What you will do
Tally the lines in the data that follows that include the word "page", and report nothing but the total.

___

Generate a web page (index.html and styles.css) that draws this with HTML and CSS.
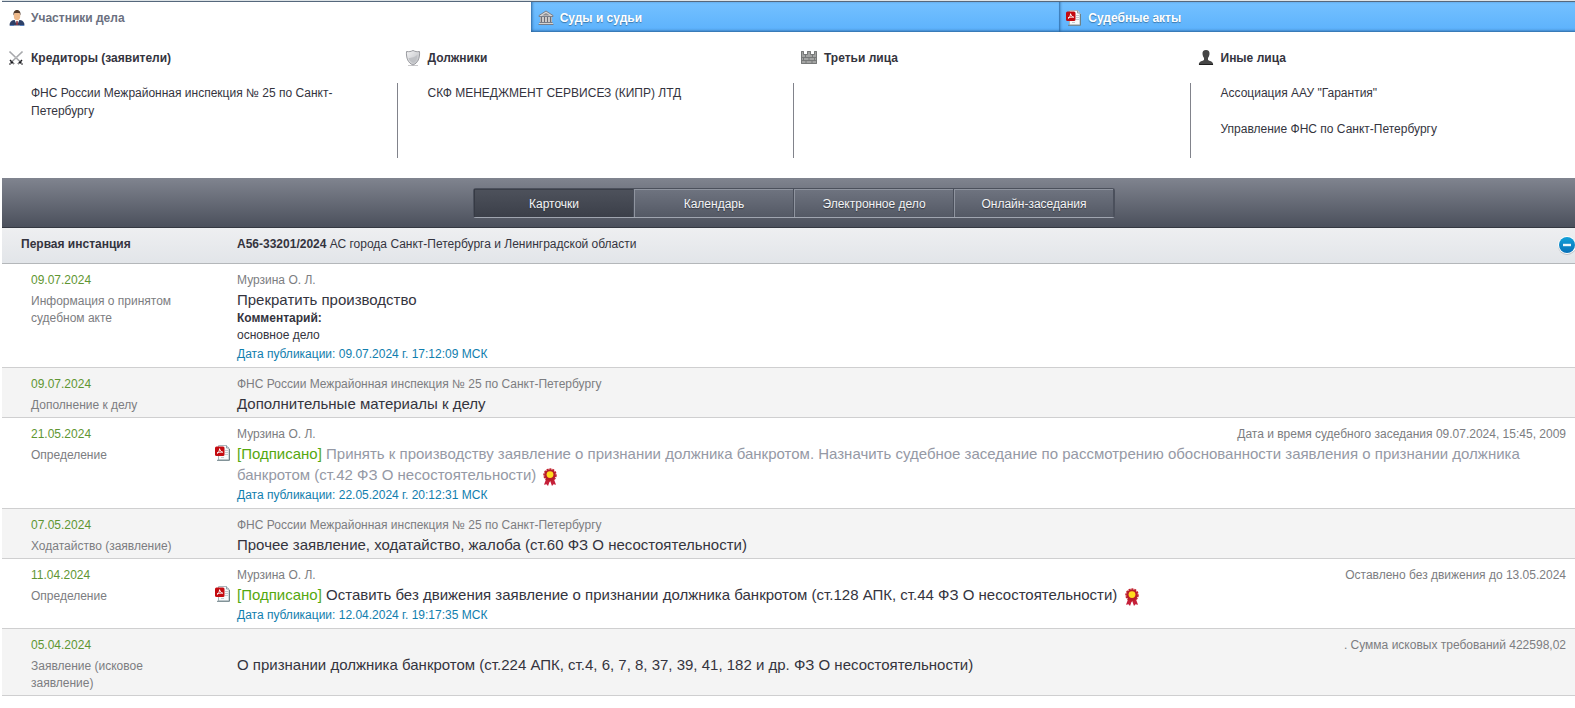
FILE: index.html
```html
<!DOCTYPE html>
<html lang="ru">
<head>
<meta charset="utf-8">
<title>А56-33201/2024</title>
<link rel="stylesheet" href="styles.css">
</head>
<body>
<svg class="defs" width="0" height="0" aria-hidden="true">
  <defs>
    <linearGradient id="steel" x1="0" y1="0" x2="1" y2="1"><stop offset="0" stop-color="#f4f4f5"/><stop offset="1" stop-color="#b9bbc0"/></linearGradient>
    <linearGradient id="blue" x1="0" y1="0" x2="0" y2="1"><stop offset="0" stop-color="#12a0d8"/><stop offset="1" stop-color="#0871b8"/></linearGradient>
  </defs>
  <symbol id="pdf" viewBox="0 0 16 16">
    <path d="M3.500 .5h8l2.500 2.500v12h-10.500z" fill="#f7f9fa" stroke="#a9b6bc"/>
    <path d="M11.500 .5v2.500h2.500" fill="#dfe6e9" stroke="#8fa0a8"/>
    <path d="M10 5.500h3M10 7.500h3M10 9.500h3M6 12.500h3" stroke="#c3cad0"/>
    <path d="M2 15.300h12.500V4" fill="none" stroke="#6d8188"/>
    <rect x="0" y="1.500" width="9.500" height="9.500" rx="1.500" fill="#c40a10"/>
    <path d="M2 8.200C3.500 7.500 4.600 5.500 4.600 3.700C4.900 5.400 6 6.700 7.700 7.200C5.700 6.900 3.700 7.200 2 8.200z" fill="none" stroke="#fff" stroke-width="1"/>
  </symbol>
  <symbol id="rosette" viewBox="0 0 14 18">
    <path d="M3.500 10L1 16.800l2.500-.6L5 18l2-5.500L9 18l1.500-1.800L13 16.800l-2.500-6.800z" fill="#c5203a"/>
    <circle cx="7" cy="7" r="6" fill="none" stroke="#c5202c" stroke-width="1.500" stroke-dasharray="2 1"/>
    <circle cx="7" cy="7" r="5.800" fill="#b71c2b"/>
    <circle cx="7" cy="6.600" r="3.400" fill="#ffdc1e"/>
  </symbol>
</svg>
<main class="page">
  <nav class="tabs">
    <button class="tab tab-active" type="button">
      <svg class="icon" viewBox="0 0 16 16"><path d="M.5 15.500c0-3.500 1.500-5 4.500-5.500h6c3 .5 4.500 2 4.500 5.500z" fill="#2d4068"/><path d="M5.500 9.500h5l-2.500 6z" fill="#fff"/><path d="M7.300 11h1.400l.5 4H6.800z" fill="#8a3440"/><path d="M1 15.500h4M11 15.500h4" stroke="#5b83c0"/><ellipse cx="8" cy="6" rx="3.200" ry="4.300" fill="#eeb98a"/><path d="M4.500 5.500C4 1.500 6 0 8 0s4 1.500 3.500 5.500L10.500 3h-5z" fill="#503828"/></svg>
      <span>Участники дела</span>
    </button>
    <button class="tab" type="button">
      <svg class="icon" viewBox="0 0 16 16"><path d="M8 1L15 5.500v1H1v-1z" fill="#d6d5d4" stroke="#7a7f8a"/><path d="M8 3l4 2.500H4z" fill="#8c8d92"/><path d="M2 7h12v6H2z" fill="#b5b3b4"/><path d="M3.500 7v6M6.500 7v6M9.500 7v6M12.500 7v6" stroke="#6d6d74"/><path d="M5 7v6M8 7v6M11 7v6" stroke="#e2e0de"/><path d="M1.500 12.500h13M.5 14.500h15" stroke="#777c87"/><path d="M1 13.500h14" stroke="#d5d3d0"/></svg>
      <span>Суды и судьи</span>
    </button>
    <button class="tab" type="button">
      <svg class="icon"><use href="#pdf"/></svg>
      <span>Судебные акты</span>
    </button>
  </nav>

  <section class="parties">
    <div class="party">
      <h2 class="party-title">
        <svg class="icon" viewBox="0 0 16 16"><path d="M1.500 1.500L13 12.500M14.500 1.500L3 12.500" stroke="#8c8e92" stroke-width="1.500"/><path d="M1.500 1l9.500 9.500M14.500 1l-9.500 9.500" stroke="#e8e8ea" stroke-width=".6"/><path d="M2 10l4 4M14 10l-4 4M4 12l-2.500 2.500M12 12l2.500 2.500" stroke="#1c1c20" stroke-width="1.500" stroke-dasharray="2 .5"/></svg>
        Кредиторы (заявители)
      </h2>
      <ul class="party-list"><li>ФНС России Межрайонная инспекция № 25 по Санкт-Петербургу</li></ul>
    </div>
    <div class="party">
      <h2 class="party-title">
        <svg class="icon" viewBox="0 0 16 16"><path d="M3 15.500h10" stroke="#c9c9cb"/><path d="M1.500 1.500C4 2 6 1.500 8 .5c2 1 4 1.500 6.500 1C15 8 13 13 8 15C3 13 1 8 1.500 1.500z" fill="url(#steel)" stroke="#9a9ba0"/><path d="M3.500 8C6 8 11 7 12.500 4.500C12.500 9 11 12 8 13C5.500 12 4 10 3.500 8z" fill="#bfc1c5"/></svg>
        Должники
      </h2>
      <ul class="party-list"><li>СКФ МЕНЕДЖМЕНТ СЕРВИСЕЗ (КИПР) ЛТД</li></ul>
    </div>
    <div class="party">
      <h2 class="party-title">
        <svg class="icon" viewBox="0 0 16 16"><path d="M0 1h3v3h3V1h4v3h3V1h3v13H0z" fill="#a3a4a3"/><path d="M.5 1.500h2v3h4v-3h3v3h4v-3h2v12H.5zM0 7.500h16M0 10.500h16M4.500 4.500v3M11.500 4.500v3M2.500 7.500v3M8 7.500v3M13.500 7.500v3M5 10.500v3M11 10.500v3" fill="none" stroke="#777979"/></svg>
        Третьи лица
      </h2>
      <ul class="party-list"></ul>
    </div>
    <div class="party">
      <h2 class="party-title">
        <svg class="icon" viewBox="0 0 16 16"><path d="M8 0c2.500 0 3.700 1.500 3.500 4C11.300 6 10.500 7 10 8v2c1 1 5 1 5.200 4.500c-3 .7-11.400 .7-14.400 0C1 11 5 11 6 10V8C5.500 7 4.700 6 4.500 4C4.300 1.500 5.500 0 8 0z" fill="#464646"/><path d="M1 14.500h14" stroke="#1f1f1f"/></svg>
        Иные лица
      </h2>
      <ul class="party-list"><li>Ассоциация ААУ "Гарантия"</li><li>Управление ФНС по Санкт-Петербургу</li></ul>
    </div>
  </section>

  <nav class="toolbar">
    <div class="switch">
      <button class="switch-item switch-on" type="button">Карточки</button>
      <button class="switch-item" type="button">Календарь</button>
      <button class="switch-item" type="button">Электронное дело</button>
      <button class="switch-item" type="button">Онлайн-заседания</button>
    </div>
  </nav>

  <header class="instance">
    <strong>Первая инстанция</strong>
    <span><strong>А56-33201/2024</strong> АС города Санкт-Петербурга и Ленинградской области</span>
    <button class="collapse" type="button" aria-label="Свернуть">
      <svg viewBox="0 0 20 20"><circle cx="10" cy="11" r="9" fill="#bfc3c7"/><circle cx="10" cy="10" r="9" fill="#fff"/><circle cx="10" cy="10" r="8" fill="url(#blue)"/><path d="M6 10h8" stroke="#eef6fb" stroke-width="2.400"/></svg>
    </button>
  </header>

  <article class="row">
    <div class="kind"><time>09.07.2024</time><p>Информация о принятом судебном акте</p></div>
    <div class="body">
      <div class="meta"><span>Мурзина О. Л.</span></div>
      <h3 class="title">Прекратить производство</h3>
      <p class="comment"><strong>Комментарий:</strong><br>основное дело</p>
      <p class="published">Дата публикации: 09.07.2024 г. 17:12:09 МСК</p>
    </div>
  </article>

  <article class="row row-alt">
    <div class="kind"><time>09.07.2024</time><p>Дополнение к делу</p></div>
    <div class="body">
      <div class="meta"><span>ФНС России Межрайонная инспекция № 25 по Санкт-Петербургу</span></div>
      <h3 class="title">Дополнительные материалы к делу</h3>
    </div>
  </article>

  <article class="row">
    <div class="kind"><time>21.05.2024</time><p>Определение</p></div>
    <svg class="icon doc"><use href="#pdf"/></svg>
    <div class="body">
      <div class="meta"><span>Мурзина О. Л.</span><span>Дата и время судебного заседания 09.07.2024, 15:45, 2009</span></div>
      <h3 class="title"><span class="signed">[Подписано]</span> <a class="visited" href="#">Принять к производству заявление о признании должника банкротом. Назначить судебное заседание по рассмотрению обоснованности заявления о признании должника банкротом (ст.42 ФЗ О несостоятельности)</a> <svg class="seal"><use href="#rosette"/></svg></h3>
      <p class="published">Дата публикации: 22.05.2024 г. 20:12:31 МСК</p>
    </div>
  </article>

  <article class="row row-alt">
    <div class="kind"><time>07.05.2024</time><p>Ходатайство (заявление)</p></div>
    <div class="body">
      <div class="meta"><span>ФНС России Межрайонная инспекция № 25 по Санкт-Петербургу</span></div>
      <h3 class="title">Прочее заявление, ходатайство, жалоба (ст.60 ФЗ О несостоятельности)</h3>
    </div>
  </article>

  <article class="row">
    <div class="kind"><time>11.04.2024</time><p>Определение</p></div>
    <svg class="icon doc"><use href="#pdf"/></svg>
    <div class="body">
      <div class="meta"><span>Мурзина О. Л.</span><span>Оставлено без движения до 13.05.2024</span></div>
      <h3 class="title"><span class="signed">[Подписано]</span> <a href="#">Оставить без движения заявление о признании должника банкротом (ст.128 АПК, ст.44 ФЗ О несостоятельности)</a> <svg class="seal"><use href="#rosette"/></svg></h3>
      <p class="published">Дата публикации: 12.04.2024 г. 19:17:35 МСК</p>
    </div>
  </article>

  <article class="row row-alt">
    <div class="kind"><time>05.04.2024</time><p>Заявление (исковое заявление)</p></div>
    <div class="body">
      <div class="meta"><span></span><span>. Сумма исковых требований 422598,02</span></div>
      <h3 class="title">О признании должника банкротом (ст.224 АПК, ст.4, 6, 7, 8, 37, 39, 41, 182 и др. ФЗ О несостоятельности)</h3>
    </div>
  </article>
</main>
</body>
</html>
```
FILE: styles.css
```css
* {
  box-sizing: border-box;
}

body {
  margin: 0;
  overflow: hidden;
  background: #fff;
  color: #34343e;
  font: 12px/17px "Liberation Sans", Arial, sans-serif;
}

h2, h3, p, ul {
  margin: 0;
  padding: 0;
  font-size: inherit;
  font-weight: inherit;
}

button {
  margin: 0;
  border: 0;
  background: none;
  color: inherit;
  font: inherit;
  cursor: pointer;
}

a {
  color: inherit;
  text-decoration: none;
}

.defs {
  position: absolute;
}

.icon {
  flex: none;
  width: 16px;
  height: 16px;
}

/* The sheet runs past the right edge of the window */
.page {
  margin: 0 -13px 0 2px;
}

.tabs {
  display: grid;
  grid-template-columns: repeat(3, 1fr);
  border-top: 1px solid #dde3e6;
}

.tab {
  display: flex;
  align-items: center;
  gap: 6px;
  height: 31px;
  padding: 2px 7px 0;
  border-top: 1px solid #56687c;
  background: linear-gradient(#74c1ff, #5cb2fc);
  box-shadow: inset 2px 0 3px -1px #2b649b, inset 0 -3px 3px -2px #2b649b;
  color: #fff;
  font-weight: bold;
  text-shadow: 0 1px 1px #3b78ac;
}

.tab-active {
  background: #fff;
  box-shadow: none;
  color: #6b7080;
  text-shadow: none;
}

.parties {
  display: grid;
  grid-template-columns: repeat(4, 1fr);
  padding: 17px 0 20px;
}

.party {
  display: flex;
  flex-direction: column;
}

.party-title {
  display: flex;
  align-items: center;
  gap: 7px;
  padding-left: 6px;
  font-weight: bold;
  line-height: 18px;
}

.party-list {
  flex: 1;
  min-height: 75px;
  margin: 16px 0 0 -2px;
  padding: 1px 60px 2px 30px;
  border-left: 1px solid #81838b;
  line-height: 18px;
  list-style: none;
}

.party:first-child .party-list {
  border-left-color: transparent;
}

.party-list li {
  margin-bottom: 18px;
}

.toolbar {
  display: flex;
  justify-content: center;
  padding: 10px 0 9px;
  border-bottom: 1px solid #343841;
  background: linear-gradient(#80848f, #4b505c);
}

.switch {
  display: grid;
  grid-template-columns: repeat(4, 160px);
  margin-right: 2px;
  border: 1px solid #4b505c;
  border-bottom-color: #a0a5b0;
  border-radius: 3px;
}

.switch-item {
  height: 28px;
  padding: 2px 0 0;
  border-left: 1px solid #8f949f;
  border-right: 1px solid #4b505c;
  box-shadow: inset 0 1px #8f949f;
  background: linear-gradient(#6f7480, #545965);
  color: #f3f4f6;
  text-shadow: 0 1px 1px #33363f;
}

.switch-on {
  border-left-color: #363a44;
  background: linear-gradient(#4e525c, #3b3f49);
  box-shadow: inset 0 1px #3b3f49;
}

.instance {
  display: flex;
  align-items: center;
  height: 36px;
  padding: 0 11px 2px 19px;
  border-bottom: 1px solid #b4b7ba;
  background: linear-gradient(#eeeff1, #e2e5e9);
}

.instance > strong {
  flex: none;
  width: 216px;
}

.collapse {
  width: 20px;
  height: 20px;
  margin-left: auto;
  padding: 0;
}

.collapse svg {
  display: block;
}

.row {
  display: flex;
  padding: 8px 22px 3px 29px;
  border-bottom: 1px solid #cfcfd0;
}

.row-alt {
  background: #f4f4f4;
}

.kind {
  flex: none;
  width: 150px;
  margin-right: 56px;
  color: #7c7d81;
}

.kind time {
  display: block;
  margin-bottom: 4px;
  color: #5f9632;
}

.doc {
  margin: 19px 6px 0 -22px;
}

.body {
  flex: 1;
}

.meta {
  display: flex;
  justify-content: space-between;
  min-height: 17px;
  color: #7c7d81;
}

.title {
  font-size: 15px;
  line-height: 21px;
}

.visited {
  color: #9599a5;
}

.signed {
  color: #55a80f;
}

.seal {
  width: 14px;
  height: 18px;
  margin: -2px 0 -2px 3px;
  vertical-align: -4px;
}

.published {
  margin: 2px 0 1px;
  color: #117eae;
}
```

___

The result
3